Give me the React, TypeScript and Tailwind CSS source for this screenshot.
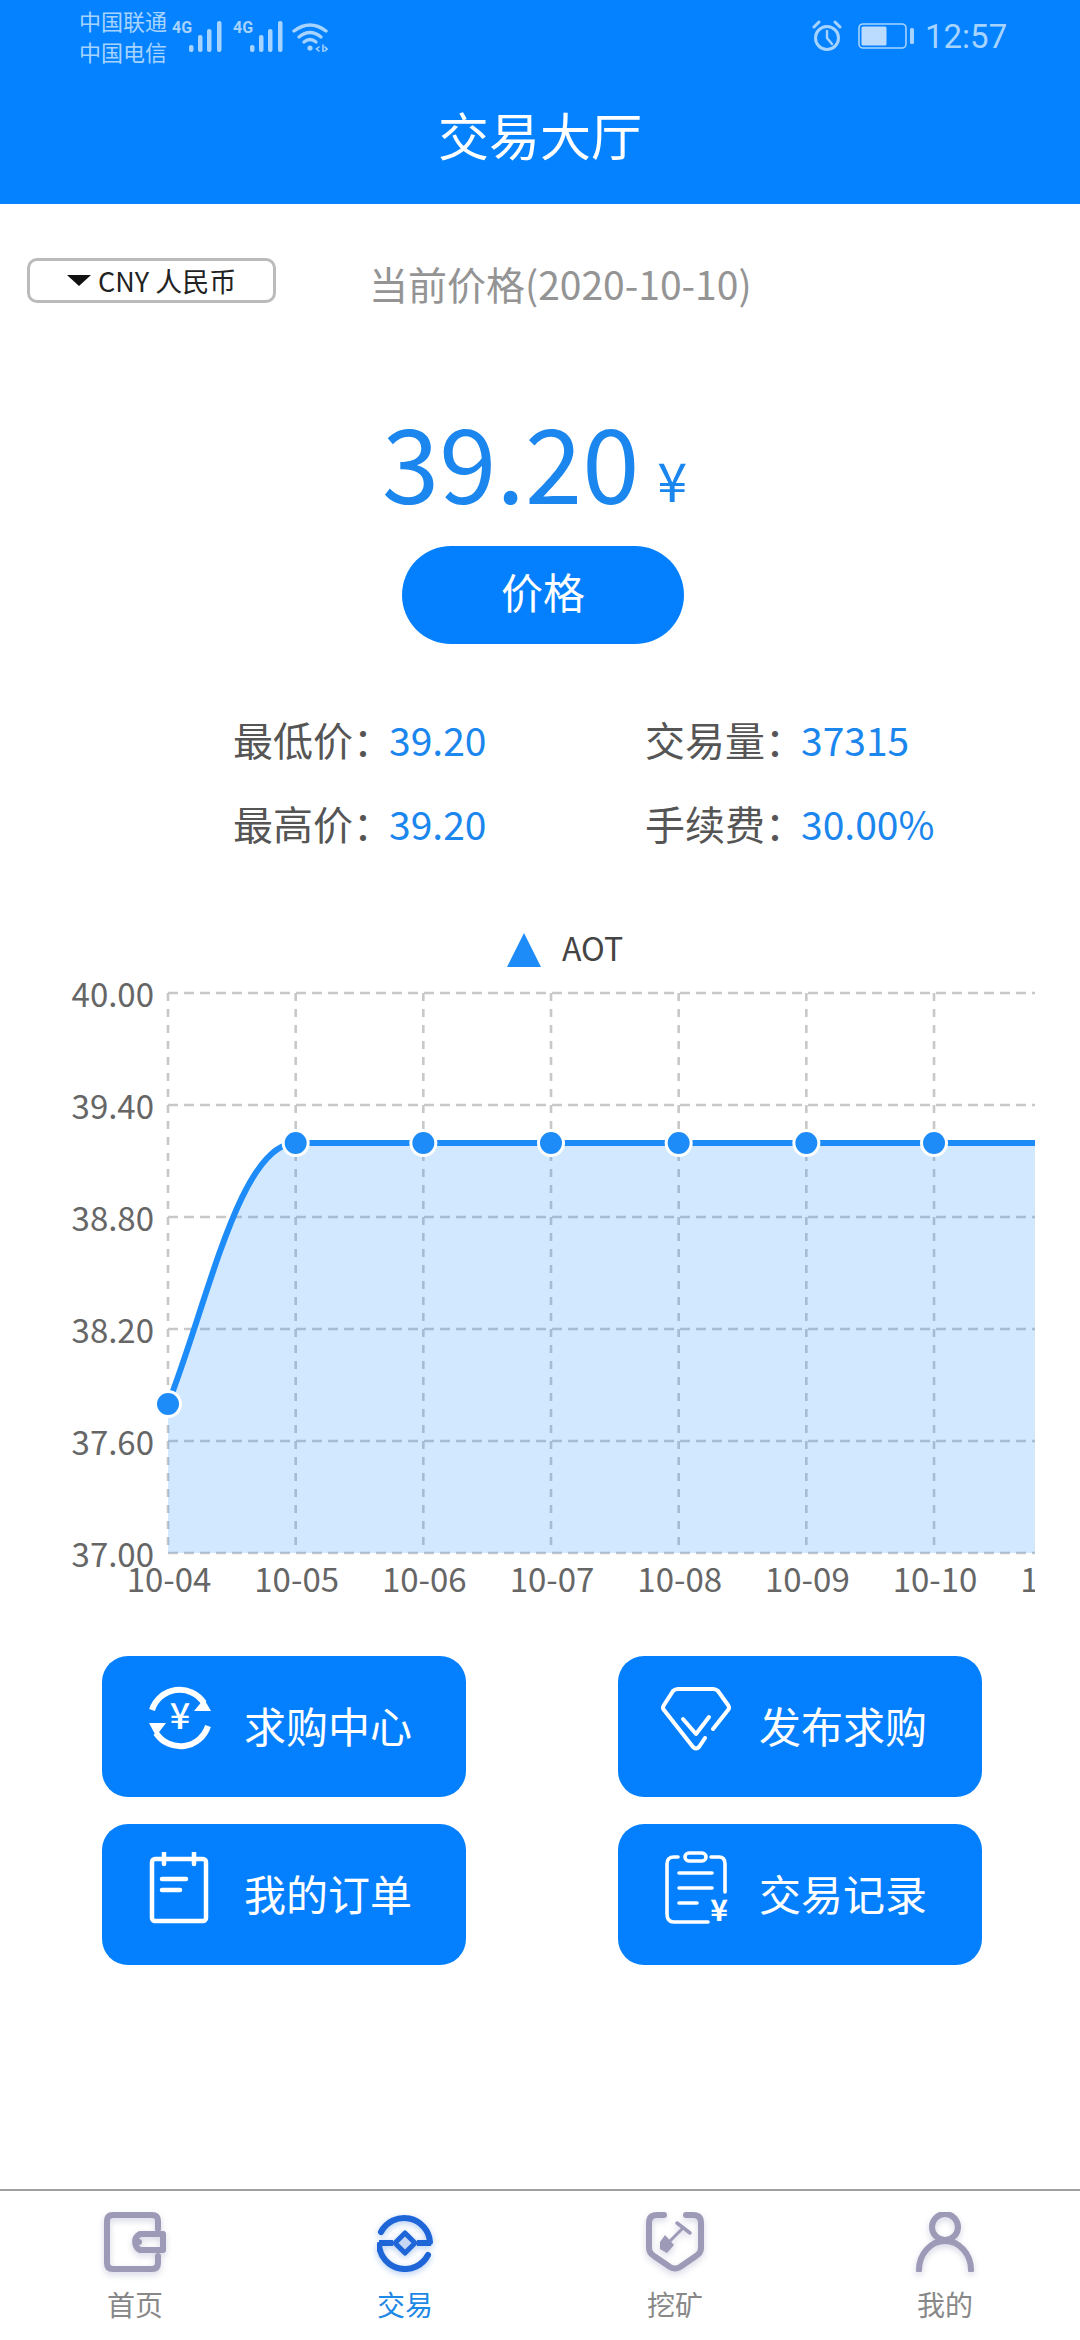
const STATS = [
	[
		{ label: "最低价：", value: "39.20" },
		{ label: "交易量：", value: "37315" },
	],
	[
		{ label: "最高价：", value: "39.20" },
		{ label: "手续费：", value: "30.00%" },
	],
];

const Y_TICKS = [
	{ y: 993, text: "40.00" },
	{ y: 1105, text: "39.40" },
	{ y: 1217, text: "38.80" },
	{ y: 1329, text: "38.20" },
	{ y: 1441, text: "37.60" },
	{ y: 1553, text: "37.00" },
];

const X_TICKS = ["10-04", "10-05", "10-06", "10-07", "10-08", "10-09", "10-10", "10-11"];
const STEP = 127.67;
const LEFT = 168;
const RIGHT = 1035;
const FLAT = 1143;
const CURVE = `M${LEFT} 1404 C208 1302 240 ${FLAT} 296 ${FLAT} L${RIGHT} ${FLAT}`;

const SignalBars = () => (
	<svg width="33" height="31" viewBox="0 0 33 31" fill="currentColor" className="mt-[21px]">
		<rect x="0" y="24" width="4.5" height="7" rx="2" />
		<rect x="9" y="14" width="4.5" height="17" rx="2" />
		<rect x="18" y="8" width="4.5" height="23" rx="2" />
		<rect x="28" y="0" width="4.5" height="31" rx="2" />
	</svg>
);

const FourG = () => (
	<span className="mt-[20px] h-[16px] w-[17px] text-[16px] leading-[16px] font-bold font-['Roboto',sans-serif]">
		4G
	</span>
);

const StatusBar = () => (
	<div className="flex h-[74px] items-start justify-between pl-[79px] pr-[73px] text-[#a6d3ff]">
		<div className="flex items-start">
			<div className="w-[93px] pt-[5px] text-[22px] leading-[31px]">
				<div>中国联通</div>
				<div>中国电信</div>
			</div>
			<FourG />
			<SignalBars />
			<div className="w-[11px]" />
			<FourG />
			<SignalBars />
			<svg width="36" height="30" viewBox="0 0 36 30" fill="none" stroke="currentColor" strokeWidth="3.4" strokeLinecap="round" className="ml-[9px] mt-[22px]">
				<path d="M2 9 Q18 -3 34 9" />
				<path d="M7 15 Q18 6 29 15" />
				<path d="M12 20 Q18 15 24 20" />
				<circle cx="18" cy="26" r="2.6" fill="currentColor" stroke="none" />
				<path d="M27 25 l-2.5 2 l2.5 2 M31 23 v7 M33 25 l2 2 l-2 2" strokeWidth="1.6" />
			</svg>
		</div>
		<div className="flex items-start">
			<svg width="30" height="32" viewBox="0 0 30 32" fill="none" stroke="currentColor" strokeWidth="3" strokeLinecap="round" className="mt-[20px]">
				<circle cx="15" cy="18" r="11.5" />
				<path d="M15 11 V18 L20 24" strokeWidth="2.4" />
				<path d="M2 7 L7 2 M23 2 L28 7" />
			</svg>
			<svg width="56" height="26" viewBox="0 0 56 26" fill="none" stroke="currentColor" className="ml-[16px] mt-[23px]">
				<rect x="1" y="1" width="47" height="24" rx="4" strokeWidth="1.6" />
				<rect x="3.5" y="3.5" width="25" height="19" rx="1.5" fill="#bcdcff" stroke="none" />
				<rect x="52" y="5" width="4" height="16" rx="1.5" fill="currentColor" stroke="none" />
			</svg>
			<span className="ml-[11px] w-[82px] pt-[17px] text-[33px] leading-[40px] font-['Roboto',sans-serif]">12:57</span>
		</div>
	</div>
);

const ExchangeIcon = () => (
	<svg width="64" height="64" viewBox="0 0 64 64" fill="none" stroke="#fff" strokeWidth="6" className="mt-[-17px]">
		<path d="M4 24 A29 29 0 0 1 56 17" />
		<path d="M60 40 A29 29 0 0 1 8 47" />
		<path d="M46 25 L63 25 L56 13 Z" fill="#fff" stroke="none" />
		<path d="M1 37 L18 37 L8 50 Z" fill="#fff" stroke="none" />
		<text x="32" y="43" textAnchor="middle" fontSize="36" fontWeight="500" fill="#fff" stroke="none" fontFamily="'Noto Sans CJK SC'">¥</text>
	</svg>
);

const OrderIcon = () => (
	<svg width="64" height="72" viewBox="0 0 64 72" fill="none" stroke="#fff" strokeWidth="4.5" strokeLinecap="round" strokeLinejoin="round" className="mt-[-14px]">
		<rect x="4" y="7" width="54" height="62" rx="3" />
		<path d="M16 1 V12 M46 1 V12" />
		<path d="M14 27 H38 M14 38 H32" />
	</svg>
);

const DiamondIcon = () => (
	<svg width="70" height="64" viewBox="0 0 70 64" fill="none" stroke="#fff" strokeWidth="4" strokeLinecap="round" strokeLinejoin="round" className="mt-[-16px] ml-[-4px]">
		<path d="M52 42 L67 23 Q69 21 67 18 L57 4 Q55 2 52 2 H17 Q14 2 12 4 L3 18 Q1 21 3 23 L32 60 Q35 63 38 60 L44 51" />
		<path d="M22 32 L35 47 L48 30" />
	</svg>
);

const RecordIcon = () => (
	<svg width="66" height="76" viewBox="0 0 66 76" fill="none" stroke="#fff" strokeWidth="3.6" strokeLinecap="round" strokeLinejoin="round" className="mt-[-11px]">
		<rect x="20" y="2" width="21" height="8" rx="4" />
		<path d="M13 6 H9 Q2 6 2 13 V63 Q2 71 9 71 H43" />
		<path d="M46 6 H54 Q60 6 60 13 V41" />
		<path d="M14 22 H47 M14 37 H47 M14 52 H32" />
		<text x="54" y="70" textAnchor="middle" fontSize="30" fontWeight="700" fill="#fff" stroke="none" fontFamily="'Noto Sans CJK SC'">¥</text>
	</svg>
);

const ActionButton = ({ icon, label, gap }: { icon: React.ReactNode; label: string; gap: string }) => (
	<button className={`flex h-[141px] w-[364px] items-center rounded-[26px] bg-[#0480ff] ${gap}`}>
		{icon}
		<span className="-mt-[3px] text-[42px] leading-[60px] whitespace-nowrap text-white">{label}</span>
	</button>
);

const WalletIcon = () => (
	<svg width="62" height="60" viewBox="0 0 62 60" fill="none" stroke="#9c9ab6" strokeWidth="6" strokeLinecap="round" className="drop-shadow-[0_3px_3px_rgba(120,120,170,0.3)]">
		<path d="M54 17 V9 Q54 3 48 3 H9 Q3 3 3 9 V51 Q3 57 9 57 H48 Q54 57 54 51 V44" />
		<path d="M59 22 H36 A9 9 0 0 0 36 38 H59 Z" strokeLinejoin="round" />
		<circle cx="35" cy="30" r="3" fill="#9c9ab6" stroke="none" />
	</svg>
);

const TradeIcon = () => (
	<svg width="56" height="60" viewBox="0 0 56 60" fill="none" stroke="#1e66d8" strokeWidth="6" strokeLinecap="round" className="drop-shadow-[0_2px_3px_rgba(30,102,216,0.35)]">
		<path d="M4 20 A26 26 0 0 1 53 30" />
		<path d="M51 43 A26 26 0 0 1 2 33" />
		<path d="M2 31 H16 M40 31 H54" strokeLinecap="butt" />
		<path d="M28 21 L38 31 L28 41 L18 31 Z" strokeWidth="5" strokeLinejoin="round" fill="#c7d6f2" />
	</svg>
);

const MineIcon = () => (
	<svg width="58" height="60" viewBox="0 0 58 60" fill="none" stroke="#9c9ab6" strokeWidth="6" strokeLinecap="round" className="drop-shadow-[0_3px_3px_rgba(120,120,170,0.3)]">
		<path d="M18 3 H11 Q3 3 3 11 V36 Q3 41 8 44 L24 55 Q29 58 34 55 L50 44 Q55 41 55 36 V11 Q55 3 47 3 H40" />
		<path d="M37 16 L23 30" strokeWidth="3" />
		<path d="M31 11 L44 21" strokeWidth="3.5" />
		<path d="M19 23 L28 33 L21 41 L14 37 V30 Z" fill="#9c9ab6" stroke="none" />
	</svg>
);

const UserIcon = () => (
	<svg width="58" height="60" viewBox="0 0 58 60" fill="none" stroke="#9c9ab6" strokeWidth="6" strokeLinecap="round" className="drop-shadow-[0_3px_3px_rgba(120,120,170,0.3)]">
		<circle cx="29" cy="15" r="13" />
		<path d="M3 58 A26 29 0 0 1 55 58" />
	</svg>
);

const TABS = [
	{ label: "首页", icon: <WalletIcon />, active: false },
	{ label: "交易", icon: <TradeIcon />, active: true },
	{ label: "挖矿", icon: <MineIcon />, active: false },
	{ label: "我的", icon: <UserIcon />, active: false },
];

const PriceChart = () => (
	<svg width="1035" height="690" viewBox="0 920 1035 690" className="block">
		{Y_TICKS.map((t) => (
			<g key={t.y}>
				<line x1={LEFT} x2={RIGHT} y1={t.y} y2={t.y} stroke="#c8c8c8" strokeWidth="2.6" strokeDasharray="10 6" />
				<text x="154" y={t.y + 14} textAnchor="end" fontSize="33" fill="#666666">{t.text}</text>
			</g>
		))}
		{X_TICKS.map((label, i) => (
			<g key={label}>
				{i < 7 && (
					<line x1={LEFT + i * STEP} x2={LEFT + i * STEP} y1={993} y2={1553} stroke="#c8c8c8" strokeWidth="2.6" strokeDasharray="8 8" />
				)}
				<text x={LEFT + i * STEP + 1} y="1592" textAnchor="middle" fontSize="33" fill="#666666">{label}</text>
			</g>
		))}
		<path d={`${CURVE} L${RIGHT} 1553 L${LEFT} 1553 Z`} fill="#1e8cf8" fillOpacity="0.2" />
		<path d={CURVE} fill="none" stroke="#1e8cf8" strokeWidth="6" />
		{[0, 1, 2, 3, 4, 5, 6].map((i) => (
			<circle key={i} cx={LEFT + i * STEP} cy={i === 0 ? 1404 : FLAT} r="12.5" fill="#1e8cf8" stroke="#ffffff" strokeWidth="3" />
		))}
		<path d="M524 933 L541 967 L507 967 Z" fill="#1e8cf8" />
		<text x="562" y="961" fontSize="32" fill="#444444">AOT</text>
	</svg>
);

export default function App() {
	return (
		<div className="flex h-[2340px] w-[1080px] flex-col overflow-hidden bg-white font-['Noto_Sans_CJK_SC','Noto_Sans',sans-serif]">
			<header className="h-[204px] bg-[#0482ff]">
				<StatusBar />
				<h1 className="pt-[25px] text-center text-[51px] leading-[70px] font-normal text-white">交易大厅</h1>
			</header>

			<div className="mt-[54px] flex items-start pl-[27px]">
				<div className="flex h-[45px] w-[249px] items-center rounded-[10px] border-[3px] border-[#bbbbbb] pl-[37px] text-[27px] leading-none whitespace-nowrap text-[#222222]">
					<span className="mr-[7px] h-0 w-0 border-x-[12px] border-t-[11px] border-x-transparent border-t-[#111111]" />
					CNY 人民币
				</div>
				<span className="ml-[93px] -mt-[4px] h-[55px] text-[39px] leading-[58px] whitespace-nowrap text-[#949494]">当前价格(2020-10-10)</span>
			</div>

			<div className="mt-[91px] flex h-[120px] items-center pl-[382px] text-[#1a86ee]">
				<span className="text-[103px] leading-[120px]">39.20</span>
				<span className="ml-[18px] mt-[38px] text-[54px] leading-[60px]">¥</span>
			</div>

			<button className="ml-[402px] mt-[26px] h-[98px] w-[282px] rounded-[49px] bg-[#0480ff] pb-[10px] text-[42px] text-white">价格</button>

			<div className="mt-[75px] flex flex-col gap-[44px] pl-[233px]">
				{STATS.map((row, i) => (
					<div key={i} className="flex h-[40px] items-center text-[40px] leading-[40px]">
						{row.map((s) => (
							<div key={s.label} className="flex w-[412px] items-center whitespace-nowrap">
								<span className="w-[156px] text-[#555555]">{s.label}</span>
								<span className="text-[39px] text-[#1a86ee]">{s.value}</span>
							</div>
						))}
					</div>
				))}
			</div>

			<div className="mt-[77px]">
				<PriceChart />
			</div>

			<div className="mt-[46px] grid grid-cols-[364px_364px] gap-x-[152px] gap-y-[27px] pl-[102px]">
				<ActionButton icon={<ExchangeIcon />} label="求购中心" gap="pl-[46px] gap-[32px]" />
				<ActionButton icon={<DiamondIcon />} label="发布求购" gap="pl-[47px] gap-[28px]" />
				<ActionButton icon={<OrderIcon />} label="我的订单" gap="pl-[46px] gap-[32px]" />
				<ActionButton icon={<RecordIcon />} label="交易记录" gap="pl-[47px] gap-[28px]" />
			</div>

			<nav className="mt-auto grid h-[151px] grid-cols-4 border-t-2 border-[#a0a0a0] pt-[21px]">
				{TABS.map((t) => (
					<div key={t.label} className="flex flex-col items-center">
						{t.icon}
						<span className={`mt-[12px] text-[28px] leading-[40px] ${t.active ? "text-[#1e88e5]" : "text-[#888888]"}`}>
							{t.label}
						</span>
					</div>
				))}
			</nav>
		</div>
	);
}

▸ **AIM**
Find how many of the lines above have the word "React" in them. State only that number.

▸ **EXERCISE SOLUTION**
2